Format GISTIC2 all_data_by_genes.txt and cBioPortal
3 months ago

The documentation for cBioPortal file formats discussing continuous copy number states that the GISTIC2 output file <prefix>_all_data_by_genes.txt can be used directly as the cBioPortal data file (after changing column names.) cBioPortal expects this data to be in LOG2 format.
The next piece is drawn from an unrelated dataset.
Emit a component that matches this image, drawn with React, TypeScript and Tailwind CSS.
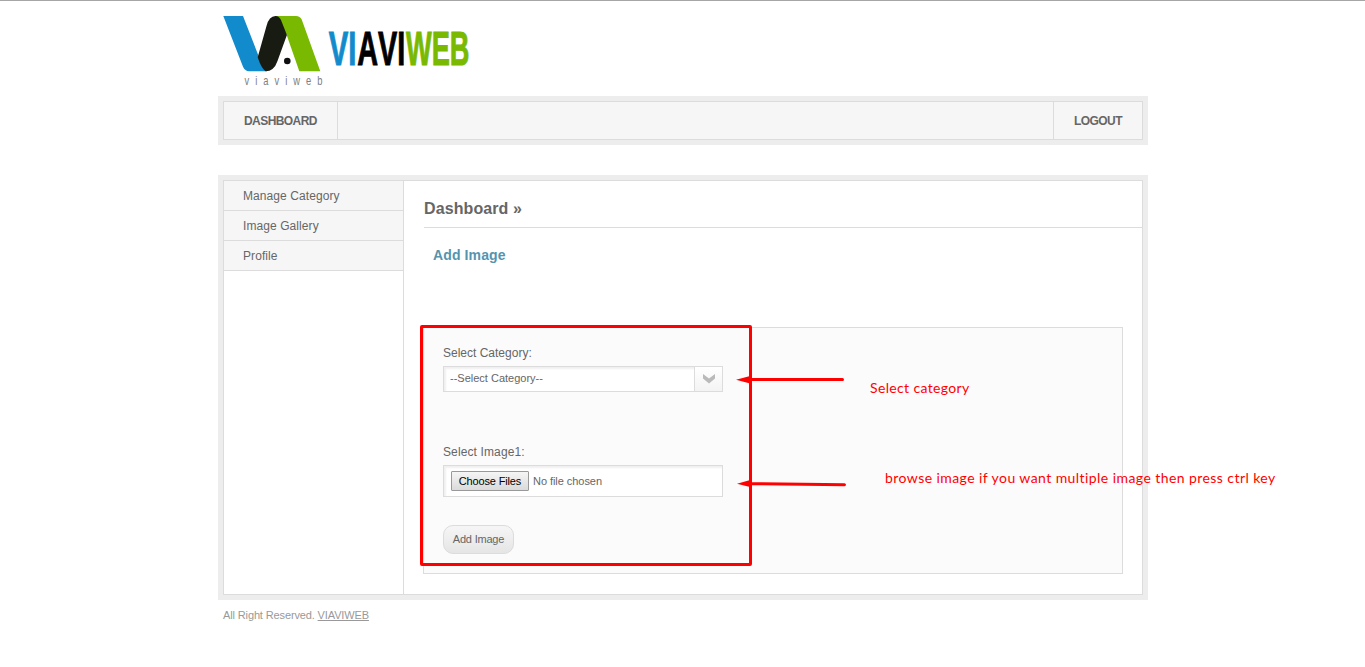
import React from "react";

function Logo() {
  return (
    <svg width="256" height="80" viewBox="0 0 256 80" className="block">
      <path d="M5.300 8H25L41 49L49 63.300H31Q27 63 25 58.700Z" fill="#128bcd" />
      <path d="M57 8H78Q82 8 83.700 11.500L102.300 63.300H81.300L68.500 26.500L60 12Z" fill="#79b901" />
      <path d="M39.700 49.300L48.500 18Q51 8 57.500 8Q61 8 63 12L68.900 27L59.500 53Q56 63.300 47.500 63.300Q43 60 39.700 49.300Z" fill="#181b12" />
      <circle cx="69.300" cy="53" r="3.300" fill="#101010" />
      <text transform="translate(26.500 77) scale(.72 1)" fontSize="13" letterSpacing="8.350" fill="#808080" className="font-['Liberation_Sans',sans-serif]">viaviweb</text>
      <g fontSize="48" strokeWidth="1" className="font-['Liberation_Sans',sans-serif] font-bold [font-kerning:none]">
        <text transform="translate(110.800 57) scale(.61 1)" fill="#128bcd" stroke="#128bcd">VI</text>
        <text transform="translate(139.300 57) scale(.6 1)" fill="#000" stroke="#000">AVI</text>
        <text transform="translate(188 57) scale(.567 1)" fill="#79b901" stroke="#79b901">WEB</text>
      </g>
    </svg>
  );
}

const links = ["Manage Category", "Image Gallery", "Profile"];

export default function App() {
  return (
    <div className="relative h-[667px] w-[1365px] overflow-hidden border-t border-[#a6a6a6] bg-white font-['Liberation_Sans',Arial,sans-serif] text-xs text-[#666]">
      <div className="ml-[218px] w-[930px]">
        <header className="h-[95px] pt-[7px]"><Logo /></header>

        <nav className="h-[49px] bg-[#ededed] p-[5px]">
          <div className="flex h-[39px] justify-between border border-[#dcdcdc] bg-[#f6f6f6] font-bold leading-[39px] tracking-[-0.57px]">
            <a className="h-[37px] w-[114px] border-r border-[#dcdcdc] pl-5">DASHBOARD</a>
            <a className="h-[37px] w-[89px] border-l border-[#dcdcdc] pl-5">LOGOUT</a>
          </div>
        </nav>

        <div className="mt-[30px] h-[425px] bg-[#ededed] p-[5px]">
          <div className="flex h-[415px] border border-[#dcdcdc] bg-white">
            <aside className="w-[180px] shrink-0 border-r border-[#dcdcdc]">
              {links.map((l) => (
                <a key={l} className="block h-[30px] border-b border-[#dcdcdc] bg-[#f6f6f6] pl-[19px] leading-[31px] tracking-[0.08px]">{l}</a>
              ))}
            </aside>
            <main className="flex-1 pl-5">
              <h1 className="h-[47px] border-b border-[#dcdcdc] pt-[18px] text-base font-bold leading-[19px] tracking-[0.1px]">Dashboard »</h1>
              <h2 className="ml-[9px] mt-[18px] h-[81px] text-sm font-bold leading-[18px] tracking-[0.12px] text-[#5494af]">Add Image</h2>
              <form className="-ml-px h-[247px] w-[700px] border border-[#dcdcdc] bg-[#fbfbfb] pl-[19px] pt-[17px]">
                <label className="block h-[21px] leading-[16px]">Select Category:</label>
                <div className="flex h-[26px] w-[280px] border border-[#dcdcdc] bg-white shadow-[inset_2px_2px_2px_#f0f0f0]">
                  <span className="w-[251px] border-r border-[#dcdcdc] pl-1.5 text-[11px] leading-[23px]">--Select Category--</span>
                  <span className="flex flex-1 items-center justify-center bg-linear-to-b from-white to-[#f3f3f3]">
                    <svg width="12" height="10" viewBox="0 0 12 10"><path d="M0 0L6 4.500L12 0V4.500L6 9.500L0 4.500Z" fill="#bababa" /></svg>
                  </span>
                </div>
                <label className="mt-[52px] block h-[21px] leading-[16px] tracking-[0.12px]">Select Image1:</label>
                <div className="flex h-8 w-[280px] items-start border border-[#dcdcdc] bg-white pl-[7px] pt-[5px] text-[11px] shadow-[inset_2px_2px_2px_#f0f0f0]">
                  <button type="button" className="h-5 w-[78px] rounded-[1px] border border-[#999] bg-linear-to-b from-[#f5f5f5] to-[#dadada] leading-[18px] tracking-[-0.15px] text-black">Choose Files</button>
                  <span className="ml-1 leading-5 tracking-[-0.05px]">No file chosen</span>
                </div>
                <button type="button" className="mt-7 block h-[29px] w-[71px] rounded-[10px] border border-[#dcdcdc] bg-linear-to-b from-[#f6f6f6] to-[#e5e5e5] text-[11px] leading-[27px] tracking-[-0.2px]">Add Image</button>
              </form>
            </main>
          </div>
        </div>
        <footer className="pl-[5px] pt-[7px] text-[11px] leading-4 tracking-[-0.13px] text-[#999]">All Right Reserved. <a className="underline">VIAVIWEB</a></footer>
      </div>

      <div className="absolute left-[420px] top-[324px] h-[241px] w-[332px] rounded-[2px] border-[3px] border-[red]" />
      <svg className="absolute left-[736px] top-[372px]" width="112" height="116" viewBox="0 0 112 116">
        <path d="M0 6.700L16 2.500V11Z M1 110.700L16 106.500V114.500Z" fill="red" />
        <path d="M12 6.500H106.500M12 110.700L108.500 111.700" stroke="red" strokeWidth="3" strokeLinecap="round" />
      </svg>
      <span className="absolute left-[870px] top-[377px] whitespace-nowrap font-[Lato,sans-serif] text-sm leading-5 tracking-[0.35px] text-[red]">Select category</span>
      <span className="absolute left-[885px] top-[467px] whitespace-nowrap font-[Lato,sans-serif] text-sm leading-5 tracking-[0.43px] text-[red]">browse image if you want multiple image then press ctrl key</span>
    </div>
  );
}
I have a file all_data_by_genes.txt (NOTE: Not <prefix>_all_data_by_genes.txt) generated by a run of GISTIC2 against an amalgamated segment (*.seg) file. However, then I try to use it according to the documentation, cBioPortal errors out saying that there are negative numbers in the data fields of the file (and there are.) This makes me assume the file is not actually LOG2 data.

Does anyone know ...

  1. What is the data type/format of the data in this file?
  2. Should I be using a different output file instead of all_data_by_genes.txt?
  3. If I SHOULD be using all_data_by_genes.txt, do I need to convert the data?

Thanks! Mike

As it turns out, the problem was that the output file all_data_by_genes.txt often has a negative value in the Gene ID to (Entrez_Gene_Id) column. This breaks the import into cBioPortal.

It has been confirmed by the GISTIC2 developers that this negative value is normal behavior, and can be ignored. The solution is to clean the file, and change all negative values in the Gene ID column to "Na"

From the developer...

The negative integers can be safely ignored. They aren't really valid genes but we've used them internally to represent non-gene entities such as e.g. expression of miRNA.